Suriya Jeyapalan, MD, MPH: The device is FDA approved for both newly-diagnosed and recurrent GBMs. And in the recurrent GBM trial, which was the EF-11 trial—which I also participated in at another institution, Beth Israel in Boston—it was approved first. So, that was when we ran the newly-diagnosed trial. Some of the patients in the newly-diagnosed trial, when they recurred, if they were in the control arm, did essentially drop out of the trial and then get the device. It becomes this interesting phenomenon that we have the approval for both in the United States. And so, I give it to them upfront, and I have to say I do give a hard sell based on the results. You’re going to hear more about the results, about the EF-11 final analysis. But, essentially what happened is the 2-year overall survival, in people that got Temodar and the Optune, was 43% versus 30% in the patients that just got the Temodar alone. That’s about a 50% increase if you think about it, and so that’s huge. So, I give a big hard sell upfront. When it comes back in the recurrent setting, I give even a bigger hard sell about how now is the time to do it.

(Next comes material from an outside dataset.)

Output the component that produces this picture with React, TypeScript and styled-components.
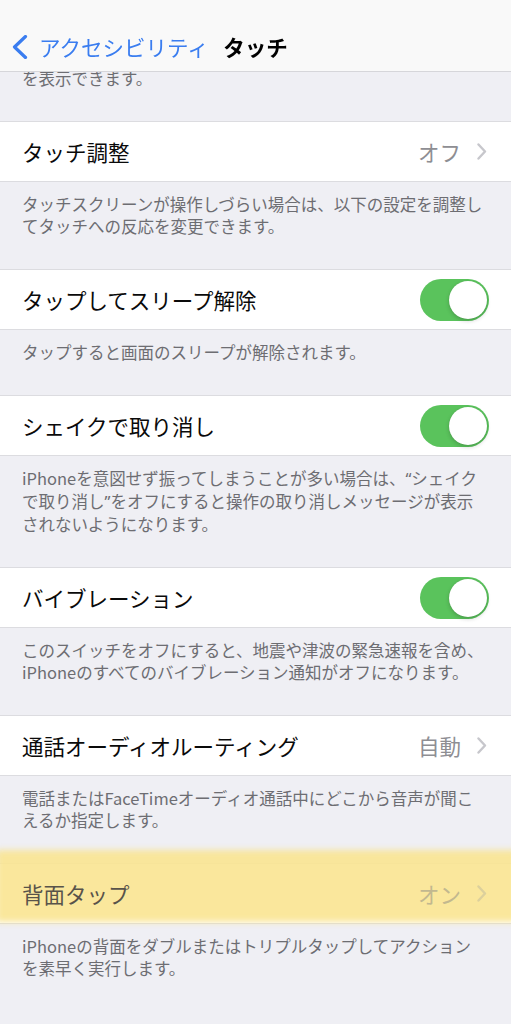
import React from "react";
import styled, { createGlobalStyle } from "styled-components";

const GlobalStyle = createGlobalStyle`
  html, body {
    margin: 0;
    padding: 0;
    background: #efeff4;
  }
  body {
    font-family: "Noto Sans CJK JP", "Noto Sans", sans-serif;
    -webkit-font-smoothing: antialiased;
  }
`;

const Page = styled.div`
  width: 511px;
  min-height: 1024px;
  background: #efeff4;
  overflow: hidden;
`;

const NavBar = styled.header`
  position: sticky;
  top: 0;
  z-index: 5;
  height: 72px;
  box-sizing: border-box;
  padding-top: 22px;
  display: grid;
  grid-template-columns: 1fr auto 1fr;
  align-items: center;
  background: rgba(249, 249, 249, 0.97);
  border-bottom: 1px solid #d6d6da;
`;

const BackButton = styled.div`
  display: flex;
  align-items: center;
  gap: 11px;
  padding-left: 12px;
  height: 44px;
  color: #3a7df0;
  font-size: 21.5px;
  white-space: nowrap;
`;

const Title = styled.div`
  height: 44px;
  display: flex;
  align-items: center;
  font-size: 21.5px;
  font-weight: 700;
  color: #000;
`;

const Footer = styled.div<{ $first?: boolean }>`
  padding: ${(p) => (p.$first ? "0" : "11px")} 22px 32px 22px;
  margin-top: ${(p) => (p.$first ? "-5px" : "0")};
  font-size: 16.5px;
  line-height: 22px;
  color: #6d6d72;
  white-space: nowrap;
`;

const Quote = styled.span`
  font-family: "Noto Sans", sans-serif;
`;

const RowWrap = styled.div`
  position: relative;
`;

const Row = styled.div`
  height: 59px;
  display: flex;
  align-items: center;
  justify-content: space-between;
  padding: 0 22px;
  background: #fff;
  border-top: 1px solid #dcdce0;
  border-bottom: 1px solid #dcdce0;
`;

const Label = styled.div<{ $muted?: boolean }>`
  position: relative;
  z-index: 2;
  font-size: 21.5px;
  color: ${(p) => (p.$muted ? "#58534a" : "#0a0a0a")};
  white-space: nowrap;
`;

const Accessory = styled.div`
  position: relative;
  z-index: 2;
  display: flex;
  align-items: center;
  gap: 16px;
  margin-right: 2px;
`;

const Value = styled.div<{ $muted?: boolean }>`
  font-size: 21.5px;
  color: ${(p) => (p.$muted ? "#c2b88f" : "#8e8e93")};
  white-space: nowrap;
`;

const Switch = styled.div`
  width: 69px;
  height: 42px;
  border-radius: 21px;
  background: #5ac35c;
  display: flex;
  align-items: center;
  justify-content: flex-end;
  padding: 2px;
  box-sizing: border-box;
`;

const Knob = styled.div`
  width: 38px;
  height: 38px;
  border-radius: 50%;
  background: #fff;
  box-shadow: 0 2px 4px rgba(0, 0, 0, 0.18), 0 0 1px rgba(0, 0, 0, 0.15);
`;

const Highlight = styled.div`
  position: absolute;
  z-index: 1;
  left: -4px;
  right: -6px;
  top: -13px;
  bottom: 2px;
  background: rgba(250, 228, 145, 0.9);
  filter: blur(3px);
  pointer-events: none;
`;

const Chevron = ({ muted }: { muted?: boolean }) => (
  <svg width="10" height="17" viewBox="0 0 10 17">
    <path
      d="M1.5 1.5 L8 8.5 L1.5 15.5"
      fill="none"
      stroke={muted ? "#dcd09c" : "#c7c7cc"}
      strokeWidth="2.4"
      strokeLinecap="round"
      strokeLinejoin="round"
    />
  </svg>
);

const BackChevron = () => (
  <svg width="16" height="24" viewBox="0 0 16 24">
    <path
      d="M13.5 1.5 L2.5 12 L13.5 22.5"
      fill="none"
      stroke="#3a7df0"
      strokeWidth="3.2"
      strokeLinecap="round"
      strokeLinejoin="round"
    />
  </svg>
);

type Item = {
  label: string;
  value?: string;
  toggle?: boolean;
  highlight?: boolean;
  footer: React.ReactNode[];
};

const items: Item[] = [
  {
    label: "タッチ調整",
    value: "オフ",
    footer: [
      "タッチスクリーンが操作しづらい場合は、以下の設定を調整し",
      "てタッチへの反応を変更できます。",
    ],
  },
  {
    label: "タップしてスリープ解除",
    toggle: true,
    footer: ["タップすると画面のスリープが解除されます。"],
  },
  {
    label: "シェイクで取り消し",
    toggle: true,
    footer: [
      <>
        iPhoneを意図せず振ってしまうことが多い場合は、<Quote>“</Quote>シェイク
      </>,
      <>
        で取り消し<Quote>”</Quote>をオフにすると操作の取り消しメッセージが表示
      </>,
      "されないようになります。",
    ],
  },
  {
    label: "バイブレーション",
    toggle: true,
    footer: [
      "このスイッチをオフにすると、地震や津波の緊急速報を含め、",
      "iPhoneのすべてのバイブレーション通知がオフになります。",
    ],
  },
  {
    label: "通話オーディオルーティング",
    value: "自動",
    footer: [
      "電話またはFaceTimeオーディオ通話中にどこから音声が聞こ",
      "えるか指定します。",
    ],
  },
  {
    label: "背面タップ",
    value: "オン",
    highlight: true,
    footer: [
      "iPhoneの背面をダブルまたはトリプルタップしてアクション",
      "を素早く実行します。",
    ],
  },
];

const FooterText = ({ lines, first }: { lines: React.ReactNode[]; first?: boolean }) => (
  <Footer $first={first}>
    {lines.map((l, i) => (
      <React.Fragment key={i}>
        {i > 0 && <br />}
        {l}
      </React.Fragment>
    ))}
  </Footer>
);

export default function App() {
  return (
    <Page>
      <GlobalStyle />
      <NavBar>
        <BackButton>
          <BackChevron />
          <span>アクセシビリティ</span>
        </BackButton>
        <Title>タッチ</Title>
        <div />
      </NavBar>
      <FooterText first lines={["を表示できます。"]} />
      {items.map((it) => (
        <React.Fragment key={it.label}>
          <RowWrap>
            {it.highlight && <Highlight />}
            <Row>
              <Label $muted={it.highlight}>{it.label}</Label>
              {it.toggle ? (
                <Switch>
                  <Knob />
                </Switch>
              ) : (
                <Accessory>
                  <Value $muted={it.highlight}>{it.value}</Value>
                  <Chevron muted={it.highlight} />
                </Accessory>
              )}
            </Row>
          </RowWrap>
          <FooterText lines={it.footer} />
        </React.Fragment>
      ))}
    </Page>
  );
}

Maciej Mrugala, MD, PhD, MPH: Based on the recent data, I recommend the device is used in the newly-diagnosed setting in combination with temozolomide after initial treatment with radiation. In recurrent disease, it’s approved but it’s case by case, depending on what is the patient’s individual situation, what the progression looks like, and what kind of drugs have they been on before. So, of course, we discuss it, but not every patient embraces the use of the device at the first recurrence. Some patients feel like they might want to try it, but they feel that they would like to try other options first, like other chemotherapy agents before they try tumor treating fields. I think that, in my practice, I offer this to patients, but most of the patients in the recurrent setting typically want to try something else before they go to tumor treating fields. In newly-diagnosed patients, again, based on the very strong data that we have, a lot of patients are interested. Not everybody actually does it, but I would probably say, in my practice, maybe 60% of patients would consider using it up front, and then 40% are still somewhat reluctant to use it and want to just do temozolomide alone.